The biggest distinctions between an acronym and an abbreviation is that an acronym simplifies a long word and forms a new pronounceable word. An abbreviation is not pronounced as a word.
To add to the confusion, there are also acronyms where you pronounce each letter, like you would do with an abbreviation. These types of acronyms are called initialisms. For example, AKA, ATM, BRB, FAQ, FYI, and LCD are all considered an initialism. Although some may refer to these as abbreviations.
Should I capitalize an acronym?
With American English, acronyms should usually be capitalized. When an acronym becomes common or generic, it may be more common to lowercase the acronym. For example, "laser," "radar," "scuba," and "sonar" are all generic acronyms that are lowercased today. Acronyms like "bit" may be written in all uppercase or lowercase.
Some style guides (e.g., the Guardian Style Guide) suggest that only the first letter of an acronym be capitalized if the acronym is pronounced as a word. For example, "Nasa" is pronounced as Nasa (one word) and not n-a-s-a (pronouncing each letter) and therefore should not be all uppercase.
Should I capitalize each letter in the full form of an acronym?
The capitalization of the full form of an acronym can be tricky as it depends on what words make up the acronym. Generally, the full form of an acronym should be written in all lowercase unless it falls into one of the following categories.
- Is at the beginning of a sentence.
- Is a brand, product, or trademark or contains the name of a brand or trademark.

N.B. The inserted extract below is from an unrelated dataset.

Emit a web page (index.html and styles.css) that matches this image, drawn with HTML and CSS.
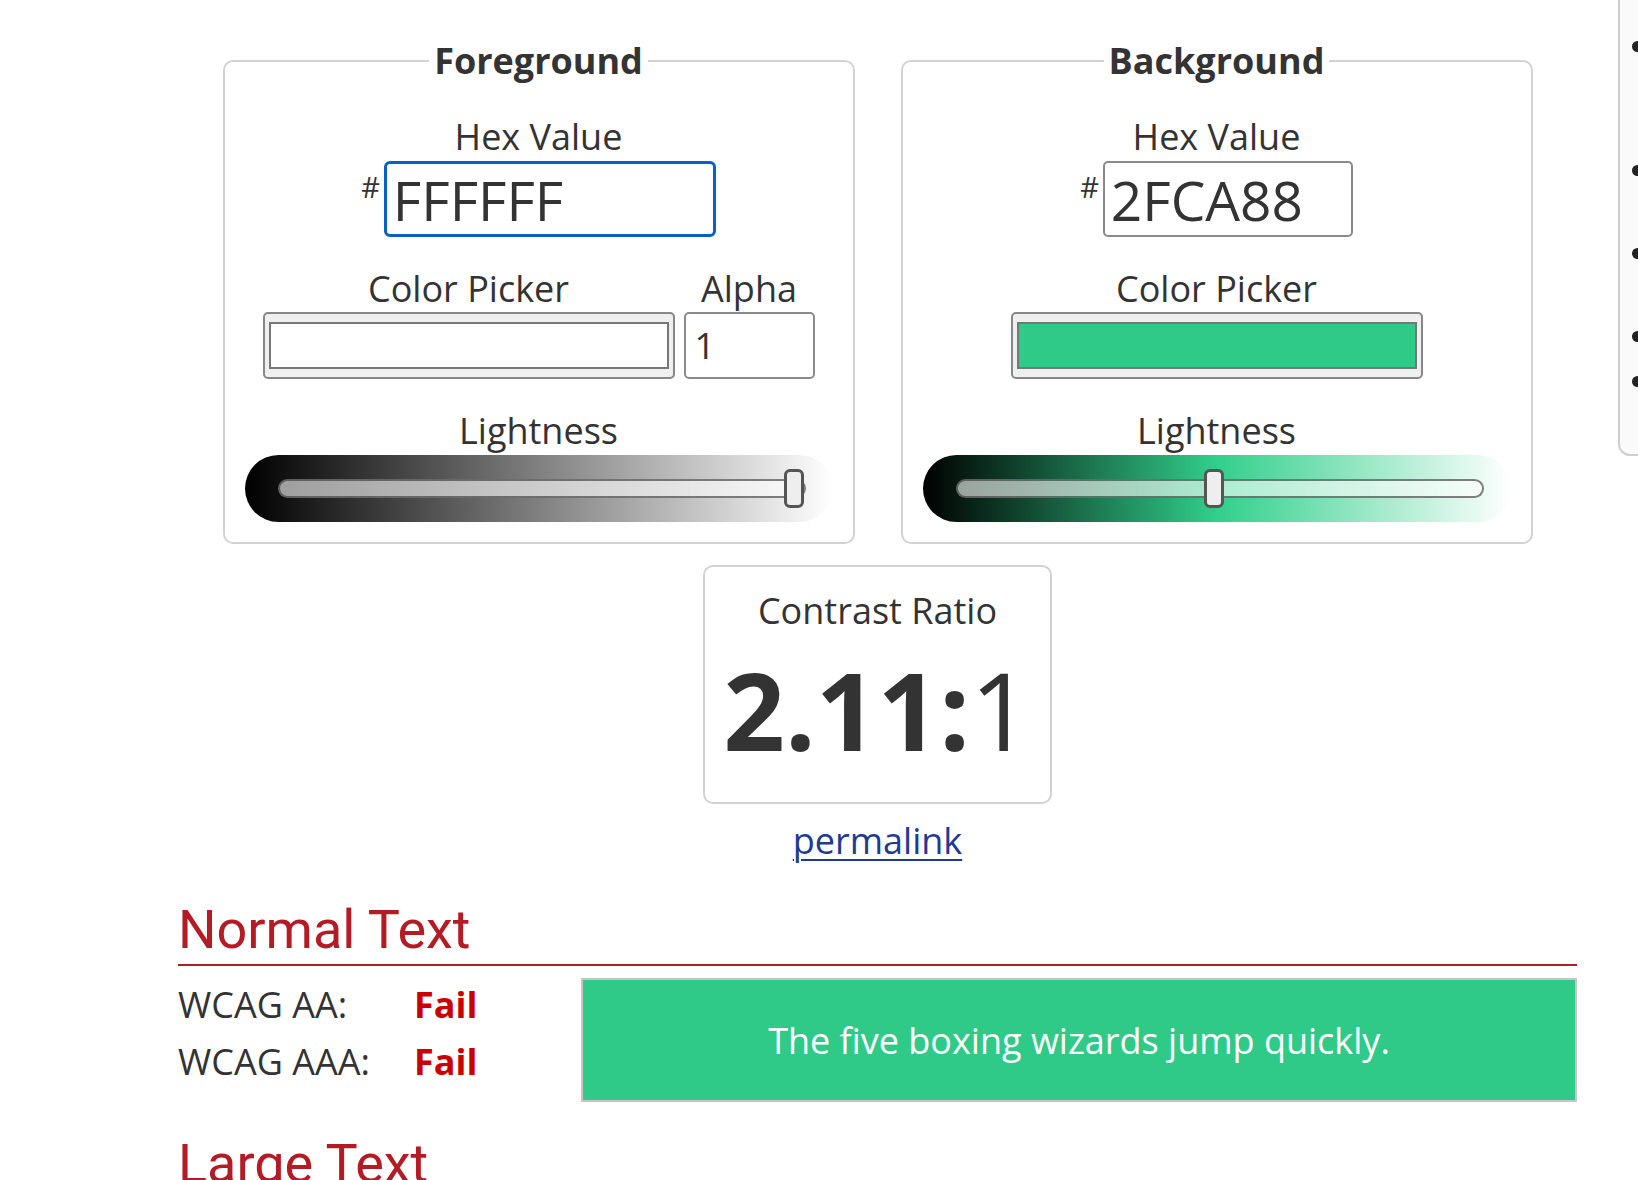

- A computer association, group, interface, protocol, service, standard, and title often have capitalized words (proper case or title case) in the full form.
Our computer acronym list contains the proper capitalization of hundreds of computer-related acronyms and abbreviations.
Do you use periods or spaces between letters in an acronym?
Abbreviations and acronyms should only contain the letters of the full form. For example, HTML (Hypertext Markup Language) should only be written as "HTML" and not "H.T.M.L." or "H T M L" when used.
If the acronym spells an unrelated word, periods should be used to help prevent confusion. For example, A.D. vs. AD and U.S. vs. US.
In my writing, should I use the full form or the acronym?
How you write should depend on the type of person you believe is reading your content. For example, if you believe most of your readers are new to the subject you're writing about, avoid using abbreviations and acronyms. If you need to use an acronym, when it's first introduced write the acronym followed by the full form in parentheses. For example, in the below sentence we are introducing the reader to a term they may have never encountered if they've never created a web page.
A CSS (cascading style sheet) file is used to store classes that alter the layout and appearance of a web page.
After you've introduced the meaning of an acronym one or more times, it can be used by itself in the remainder of your writing.
If you believe your readers are familiar with the subject or you're using acronyms that are considered common, they can be written without giving the full form.
The acronym component words can also be followed by the acronym in parentheses. We choose to use the acronym first because with technical writing it's more likely that the acronym will be used in place of the full form. Both methods of writing an acronym are correct and may change depending on the style guide you follow.
Plural and possessive acronyms
An acronym can be pluralized by adding a lowercase "s" to the end of the acronym (e.g., two URLs). To make an acronym possessive add an apostrophe followed by a lowercase "s" (e.g., NSA's website).